- Aim of the task -
Repeat verbatim the lines from the one containing "Emit a web component" to the one containing "includeAll = true;", ends included, minus any pictures.

════

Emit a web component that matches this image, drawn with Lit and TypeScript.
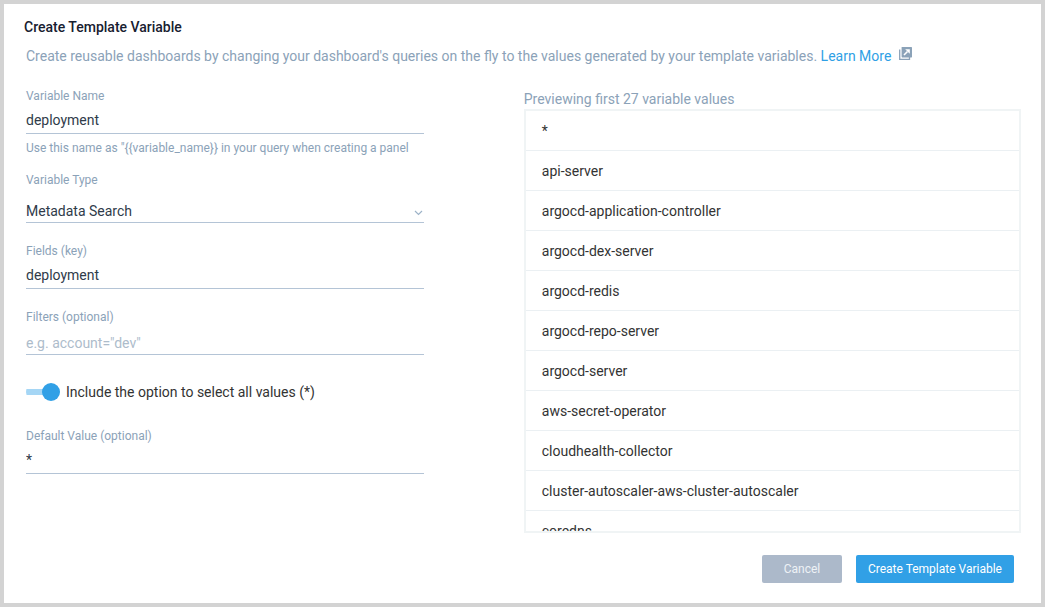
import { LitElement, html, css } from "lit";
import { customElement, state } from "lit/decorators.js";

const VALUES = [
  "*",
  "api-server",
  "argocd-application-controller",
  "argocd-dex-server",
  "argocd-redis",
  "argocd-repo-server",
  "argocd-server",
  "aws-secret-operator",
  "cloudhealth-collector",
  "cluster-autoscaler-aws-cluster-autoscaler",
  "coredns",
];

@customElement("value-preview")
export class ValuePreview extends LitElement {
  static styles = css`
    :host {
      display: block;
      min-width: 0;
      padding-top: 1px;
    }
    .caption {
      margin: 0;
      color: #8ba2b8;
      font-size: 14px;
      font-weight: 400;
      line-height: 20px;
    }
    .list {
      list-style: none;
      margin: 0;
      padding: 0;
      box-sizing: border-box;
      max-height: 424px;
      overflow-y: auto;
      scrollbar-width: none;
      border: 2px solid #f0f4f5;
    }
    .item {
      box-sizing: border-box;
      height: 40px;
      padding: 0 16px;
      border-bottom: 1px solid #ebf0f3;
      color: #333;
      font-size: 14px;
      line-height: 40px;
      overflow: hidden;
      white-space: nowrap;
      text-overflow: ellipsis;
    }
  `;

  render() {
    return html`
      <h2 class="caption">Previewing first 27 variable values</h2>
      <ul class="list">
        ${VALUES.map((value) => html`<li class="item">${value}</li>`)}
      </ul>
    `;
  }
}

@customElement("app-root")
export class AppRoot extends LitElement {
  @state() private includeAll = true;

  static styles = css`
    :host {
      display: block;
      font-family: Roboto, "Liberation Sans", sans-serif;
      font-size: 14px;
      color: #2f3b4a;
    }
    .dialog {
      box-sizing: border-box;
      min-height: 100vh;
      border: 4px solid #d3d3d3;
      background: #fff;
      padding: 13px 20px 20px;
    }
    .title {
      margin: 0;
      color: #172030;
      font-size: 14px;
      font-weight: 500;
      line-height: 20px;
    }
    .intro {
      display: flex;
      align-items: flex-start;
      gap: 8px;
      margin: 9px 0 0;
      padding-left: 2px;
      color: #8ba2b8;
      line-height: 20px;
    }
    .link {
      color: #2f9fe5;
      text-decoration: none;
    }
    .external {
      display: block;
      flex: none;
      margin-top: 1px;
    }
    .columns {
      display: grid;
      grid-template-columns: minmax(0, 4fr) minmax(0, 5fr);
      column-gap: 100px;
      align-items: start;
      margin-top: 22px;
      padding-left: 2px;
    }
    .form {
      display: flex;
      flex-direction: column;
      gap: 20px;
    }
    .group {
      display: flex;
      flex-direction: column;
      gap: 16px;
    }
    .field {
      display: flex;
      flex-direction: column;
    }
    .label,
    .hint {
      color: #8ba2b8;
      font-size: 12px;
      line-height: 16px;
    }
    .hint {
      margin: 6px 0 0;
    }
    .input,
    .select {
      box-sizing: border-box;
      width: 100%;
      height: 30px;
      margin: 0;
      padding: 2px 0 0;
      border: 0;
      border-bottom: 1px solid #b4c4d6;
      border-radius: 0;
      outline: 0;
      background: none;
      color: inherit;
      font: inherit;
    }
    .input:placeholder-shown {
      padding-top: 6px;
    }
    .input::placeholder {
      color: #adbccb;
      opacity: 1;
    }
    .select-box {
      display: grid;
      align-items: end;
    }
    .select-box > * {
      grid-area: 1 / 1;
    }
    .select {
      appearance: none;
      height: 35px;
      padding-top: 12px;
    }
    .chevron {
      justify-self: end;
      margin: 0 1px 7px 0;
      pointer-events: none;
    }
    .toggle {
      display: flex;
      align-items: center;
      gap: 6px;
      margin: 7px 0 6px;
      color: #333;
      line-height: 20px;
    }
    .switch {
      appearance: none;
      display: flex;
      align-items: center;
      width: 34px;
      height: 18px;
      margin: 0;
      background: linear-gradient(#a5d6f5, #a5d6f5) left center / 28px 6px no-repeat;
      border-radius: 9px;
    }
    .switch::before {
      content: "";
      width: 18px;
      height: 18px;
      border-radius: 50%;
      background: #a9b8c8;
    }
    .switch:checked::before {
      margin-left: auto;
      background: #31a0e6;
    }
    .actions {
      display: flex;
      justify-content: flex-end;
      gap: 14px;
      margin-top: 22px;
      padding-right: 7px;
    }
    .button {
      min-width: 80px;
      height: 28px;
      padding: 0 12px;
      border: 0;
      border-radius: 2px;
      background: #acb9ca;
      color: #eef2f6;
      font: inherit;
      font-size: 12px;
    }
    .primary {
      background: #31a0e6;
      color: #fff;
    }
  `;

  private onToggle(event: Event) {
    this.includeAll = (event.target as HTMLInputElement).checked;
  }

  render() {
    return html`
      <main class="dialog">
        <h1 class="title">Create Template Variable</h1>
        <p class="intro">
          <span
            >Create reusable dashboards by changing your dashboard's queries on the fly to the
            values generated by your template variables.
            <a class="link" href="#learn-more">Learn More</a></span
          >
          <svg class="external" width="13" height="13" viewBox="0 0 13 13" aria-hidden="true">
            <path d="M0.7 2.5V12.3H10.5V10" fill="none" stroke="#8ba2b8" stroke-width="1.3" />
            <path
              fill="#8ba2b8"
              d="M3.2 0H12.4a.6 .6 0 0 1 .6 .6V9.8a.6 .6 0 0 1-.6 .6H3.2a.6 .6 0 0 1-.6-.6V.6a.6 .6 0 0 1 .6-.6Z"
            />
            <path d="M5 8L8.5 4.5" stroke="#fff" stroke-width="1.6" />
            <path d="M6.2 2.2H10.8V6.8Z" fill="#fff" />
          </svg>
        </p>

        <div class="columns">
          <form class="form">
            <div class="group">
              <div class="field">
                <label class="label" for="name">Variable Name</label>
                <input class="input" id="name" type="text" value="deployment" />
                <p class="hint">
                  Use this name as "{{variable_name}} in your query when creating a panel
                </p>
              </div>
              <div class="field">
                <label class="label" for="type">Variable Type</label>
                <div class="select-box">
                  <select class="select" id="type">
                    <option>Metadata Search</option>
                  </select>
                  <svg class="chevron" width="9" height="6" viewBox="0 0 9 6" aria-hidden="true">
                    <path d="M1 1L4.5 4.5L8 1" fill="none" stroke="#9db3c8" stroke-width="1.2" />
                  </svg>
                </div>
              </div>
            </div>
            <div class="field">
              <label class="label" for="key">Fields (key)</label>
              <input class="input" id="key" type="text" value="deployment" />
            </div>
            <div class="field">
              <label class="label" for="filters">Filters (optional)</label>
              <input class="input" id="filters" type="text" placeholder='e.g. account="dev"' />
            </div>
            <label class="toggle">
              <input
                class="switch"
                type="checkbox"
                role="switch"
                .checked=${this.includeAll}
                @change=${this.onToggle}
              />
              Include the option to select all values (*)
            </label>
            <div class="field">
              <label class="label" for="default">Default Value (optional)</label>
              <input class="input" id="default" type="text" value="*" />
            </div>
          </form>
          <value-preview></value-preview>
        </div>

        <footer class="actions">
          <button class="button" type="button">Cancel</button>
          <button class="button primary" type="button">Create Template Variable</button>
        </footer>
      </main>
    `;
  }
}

════

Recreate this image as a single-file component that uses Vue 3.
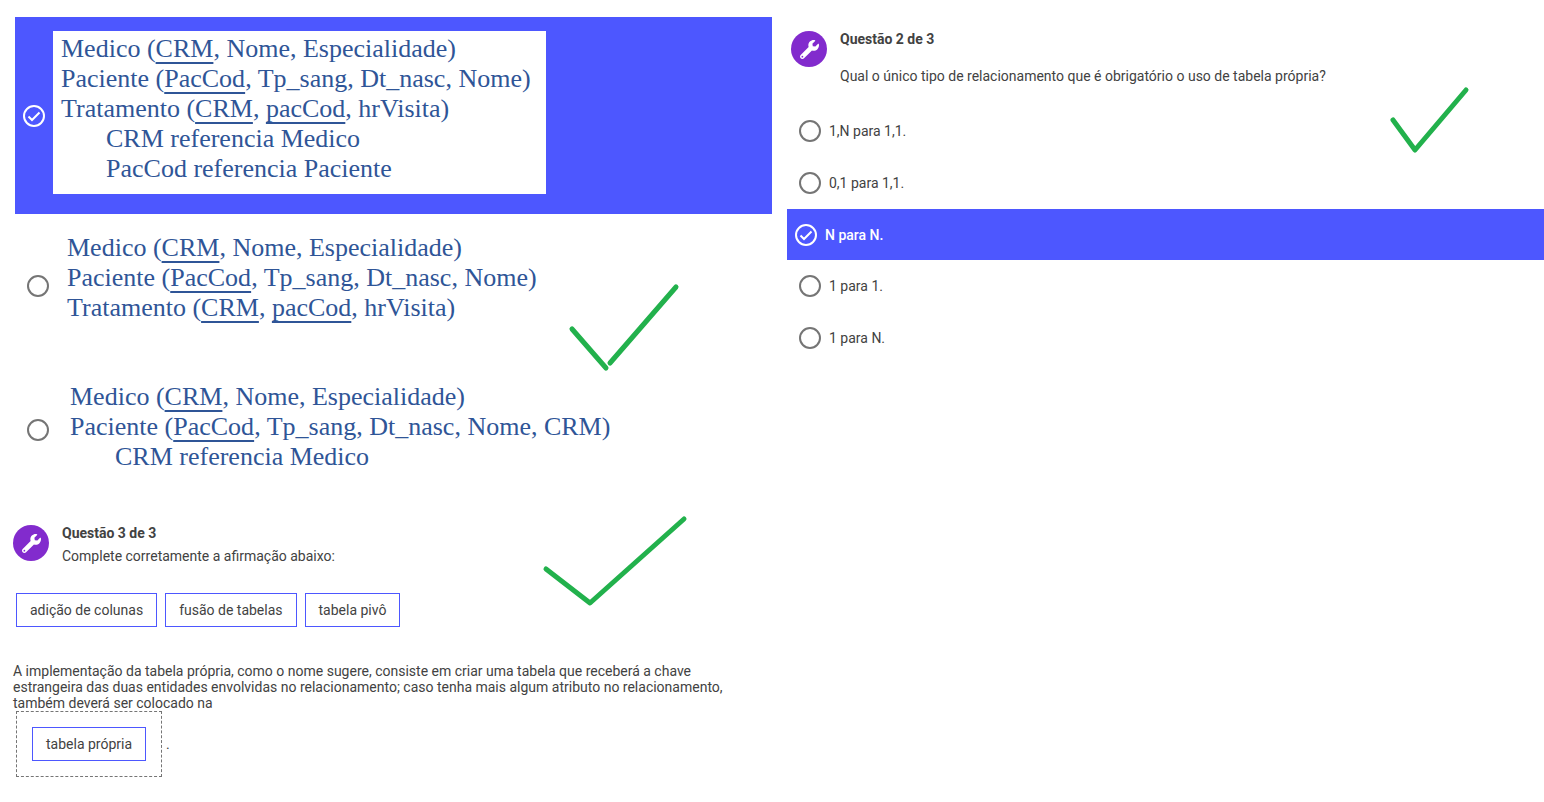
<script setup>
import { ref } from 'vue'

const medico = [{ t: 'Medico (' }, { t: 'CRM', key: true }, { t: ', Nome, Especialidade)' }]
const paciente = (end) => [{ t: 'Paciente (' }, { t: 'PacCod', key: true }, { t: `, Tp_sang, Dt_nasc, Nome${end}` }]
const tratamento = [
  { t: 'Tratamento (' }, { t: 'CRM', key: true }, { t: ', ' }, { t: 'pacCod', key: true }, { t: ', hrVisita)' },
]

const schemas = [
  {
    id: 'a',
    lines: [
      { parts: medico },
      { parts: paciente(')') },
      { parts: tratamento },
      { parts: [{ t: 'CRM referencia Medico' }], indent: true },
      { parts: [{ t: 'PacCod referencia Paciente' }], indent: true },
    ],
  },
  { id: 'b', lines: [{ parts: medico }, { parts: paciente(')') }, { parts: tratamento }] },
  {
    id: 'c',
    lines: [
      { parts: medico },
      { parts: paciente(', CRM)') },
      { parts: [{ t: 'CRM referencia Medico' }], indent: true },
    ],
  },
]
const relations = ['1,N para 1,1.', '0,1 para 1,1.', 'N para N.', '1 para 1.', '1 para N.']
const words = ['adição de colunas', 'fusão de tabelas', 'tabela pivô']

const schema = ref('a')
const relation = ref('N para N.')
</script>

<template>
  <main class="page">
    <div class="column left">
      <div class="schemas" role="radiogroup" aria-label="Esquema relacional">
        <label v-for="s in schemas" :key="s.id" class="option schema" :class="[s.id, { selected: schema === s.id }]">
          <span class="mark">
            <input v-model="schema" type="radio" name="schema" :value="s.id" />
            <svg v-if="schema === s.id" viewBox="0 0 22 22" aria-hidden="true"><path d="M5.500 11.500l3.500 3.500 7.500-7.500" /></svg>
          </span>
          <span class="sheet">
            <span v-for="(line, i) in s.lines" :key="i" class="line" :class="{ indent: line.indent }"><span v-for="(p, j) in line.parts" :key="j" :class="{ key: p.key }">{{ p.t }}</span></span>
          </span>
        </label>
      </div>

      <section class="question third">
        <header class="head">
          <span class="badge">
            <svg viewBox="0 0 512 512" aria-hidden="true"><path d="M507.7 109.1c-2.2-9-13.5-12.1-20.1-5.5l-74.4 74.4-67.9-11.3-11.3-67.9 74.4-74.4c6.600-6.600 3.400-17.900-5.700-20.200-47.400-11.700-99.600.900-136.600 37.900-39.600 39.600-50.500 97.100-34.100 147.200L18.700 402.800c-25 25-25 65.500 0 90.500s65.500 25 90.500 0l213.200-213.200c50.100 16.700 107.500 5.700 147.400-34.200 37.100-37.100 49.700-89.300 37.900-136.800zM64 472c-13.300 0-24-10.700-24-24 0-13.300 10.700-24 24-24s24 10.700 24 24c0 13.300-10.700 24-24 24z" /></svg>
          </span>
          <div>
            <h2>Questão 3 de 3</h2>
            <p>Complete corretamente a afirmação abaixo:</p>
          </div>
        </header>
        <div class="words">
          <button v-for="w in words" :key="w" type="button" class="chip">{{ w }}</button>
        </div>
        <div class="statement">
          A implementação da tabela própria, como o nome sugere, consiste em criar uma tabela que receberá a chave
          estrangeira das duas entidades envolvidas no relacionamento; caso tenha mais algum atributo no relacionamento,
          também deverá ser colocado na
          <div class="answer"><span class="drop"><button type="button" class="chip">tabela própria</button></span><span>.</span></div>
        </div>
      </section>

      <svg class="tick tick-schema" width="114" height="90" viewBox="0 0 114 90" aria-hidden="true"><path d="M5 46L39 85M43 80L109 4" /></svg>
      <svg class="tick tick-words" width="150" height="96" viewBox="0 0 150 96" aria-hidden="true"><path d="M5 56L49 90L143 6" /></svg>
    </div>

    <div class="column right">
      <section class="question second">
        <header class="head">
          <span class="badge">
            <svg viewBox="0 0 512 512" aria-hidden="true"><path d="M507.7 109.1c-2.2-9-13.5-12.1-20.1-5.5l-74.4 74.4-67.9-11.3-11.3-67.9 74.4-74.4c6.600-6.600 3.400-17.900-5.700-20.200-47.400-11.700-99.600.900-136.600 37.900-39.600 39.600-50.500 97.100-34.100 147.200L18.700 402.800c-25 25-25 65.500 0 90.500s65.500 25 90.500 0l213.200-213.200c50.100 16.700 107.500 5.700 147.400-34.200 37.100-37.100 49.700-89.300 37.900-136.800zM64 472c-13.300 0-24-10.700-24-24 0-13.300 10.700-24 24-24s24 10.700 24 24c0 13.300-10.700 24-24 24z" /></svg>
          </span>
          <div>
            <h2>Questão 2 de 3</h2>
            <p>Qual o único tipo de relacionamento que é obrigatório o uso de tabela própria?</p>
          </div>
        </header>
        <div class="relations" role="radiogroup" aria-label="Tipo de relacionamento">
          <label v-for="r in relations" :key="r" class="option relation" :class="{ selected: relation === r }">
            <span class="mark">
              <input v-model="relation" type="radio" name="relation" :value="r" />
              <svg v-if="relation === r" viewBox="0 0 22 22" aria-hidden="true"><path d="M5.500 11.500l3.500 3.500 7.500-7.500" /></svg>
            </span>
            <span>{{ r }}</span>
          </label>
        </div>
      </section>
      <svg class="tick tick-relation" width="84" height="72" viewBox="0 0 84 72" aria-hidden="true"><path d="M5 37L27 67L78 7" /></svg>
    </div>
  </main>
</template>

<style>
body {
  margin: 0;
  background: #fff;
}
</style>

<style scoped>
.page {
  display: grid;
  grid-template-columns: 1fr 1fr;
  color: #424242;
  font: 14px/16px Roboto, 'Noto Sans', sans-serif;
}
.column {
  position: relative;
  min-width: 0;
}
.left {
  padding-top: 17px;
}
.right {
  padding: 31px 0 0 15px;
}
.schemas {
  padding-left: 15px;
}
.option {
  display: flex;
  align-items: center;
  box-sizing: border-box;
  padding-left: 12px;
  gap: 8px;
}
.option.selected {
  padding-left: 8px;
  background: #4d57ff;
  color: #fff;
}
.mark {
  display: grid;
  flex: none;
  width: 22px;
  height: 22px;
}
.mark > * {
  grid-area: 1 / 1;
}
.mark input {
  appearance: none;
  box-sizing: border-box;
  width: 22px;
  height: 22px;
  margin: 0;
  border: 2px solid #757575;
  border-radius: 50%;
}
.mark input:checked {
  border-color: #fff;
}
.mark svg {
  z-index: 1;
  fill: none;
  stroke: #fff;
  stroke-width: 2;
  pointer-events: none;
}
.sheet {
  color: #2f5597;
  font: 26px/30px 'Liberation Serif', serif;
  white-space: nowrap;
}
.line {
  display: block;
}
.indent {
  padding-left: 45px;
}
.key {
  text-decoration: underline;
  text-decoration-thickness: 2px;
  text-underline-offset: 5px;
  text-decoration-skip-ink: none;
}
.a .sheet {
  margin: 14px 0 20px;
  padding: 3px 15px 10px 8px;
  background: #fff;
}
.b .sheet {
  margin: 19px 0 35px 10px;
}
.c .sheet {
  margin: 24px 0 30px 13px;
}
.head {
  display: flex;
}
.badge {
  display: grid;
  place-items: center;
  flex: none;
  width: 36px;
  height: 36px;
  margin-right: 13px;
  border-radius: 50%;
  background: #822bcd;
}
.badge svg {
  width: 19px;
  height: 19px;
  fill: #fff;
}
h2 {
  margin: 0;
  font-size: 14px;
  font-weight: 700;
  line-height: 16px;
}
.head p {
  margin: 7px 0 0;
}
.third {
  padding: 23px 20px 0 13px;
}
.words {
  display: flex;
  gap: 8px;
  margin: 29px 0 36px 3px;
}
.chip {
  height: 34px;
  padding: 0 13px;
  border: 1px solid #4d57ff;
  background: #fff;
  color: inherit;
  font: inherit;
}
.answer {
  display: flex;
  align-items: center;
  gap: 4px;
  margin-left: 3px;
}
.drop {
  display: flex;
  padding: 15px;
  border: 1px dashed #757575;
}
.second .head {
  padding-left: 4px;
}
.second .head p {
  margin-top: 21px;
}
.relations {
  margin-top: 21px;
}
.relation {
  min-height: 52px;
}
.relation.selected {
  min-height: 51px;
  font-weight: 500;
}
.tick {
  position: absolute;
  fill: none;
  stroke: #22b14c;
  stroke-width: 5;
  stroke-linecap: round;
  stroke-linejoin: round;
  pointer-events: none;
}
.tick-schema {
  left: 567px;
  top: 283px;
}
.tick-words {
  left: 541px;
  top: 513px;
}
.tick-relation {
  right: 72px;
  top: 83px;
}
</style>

════

- Correct response -
Emit a web component that matches this image, drawn with Lit and TypeScript.
import { LitElement, html, css } from "lit";
import { customElement, state } from "lit/decorators.js";

const VALUES = [
  "*",
  "api-server",
  "argocd-application-controller",
  "argocd-dex-server",
  "argocd-redis",
  "argocd-repo-server",
  "argocd-server",
  "aws-secret-operator",
  "cloudhealth-collector",
  "cluster-autoscaler-aws-cluster-autoscaler",
  "coredns",
];

@customElement("value-preview")
export class ValuePreview extends LitElement {
  static styles = css`
    :host {
      display: block;
      min-width: 0;
      padding-top: 1px;
    }
    .caption {
      margin: 0;
      color: #8ba2b8;
      font-size: 14px;
      font-weight: 400;
      line-height: 20px;
    }
    .list {
      list-style: none;
      margin: 0;
      padding: 0;
      box-sizing: border-box;
      max-height: 424px;
      overflow-y: auto;
      scrollbar-width: none;
      border: 2px solid #f0f4f5;
    }
    .item {
      box-sizing: border-box;
      height: 40px;
      padding: 0 16px;
      border-bottom: 1px solid #ebf0f3;
      color: #333;
      font-size: 14px;
      line-height: 40px;
      overflow: hidden;
      white-space: nowrap;
      text-overflow: ellipsis;
    }
  `;

  render() {
    return html`
      <h2 class="caption">Previewing first 27 variable values</h2>
      <ul class="list">
        ${VALUES.map((value) => html`<li class="item">${value}</li>`)}
      </ul>
    `;
  }
}

@customElement("app-root")
export class AppRoot extends LitElement {
  @state() private includeAll = true;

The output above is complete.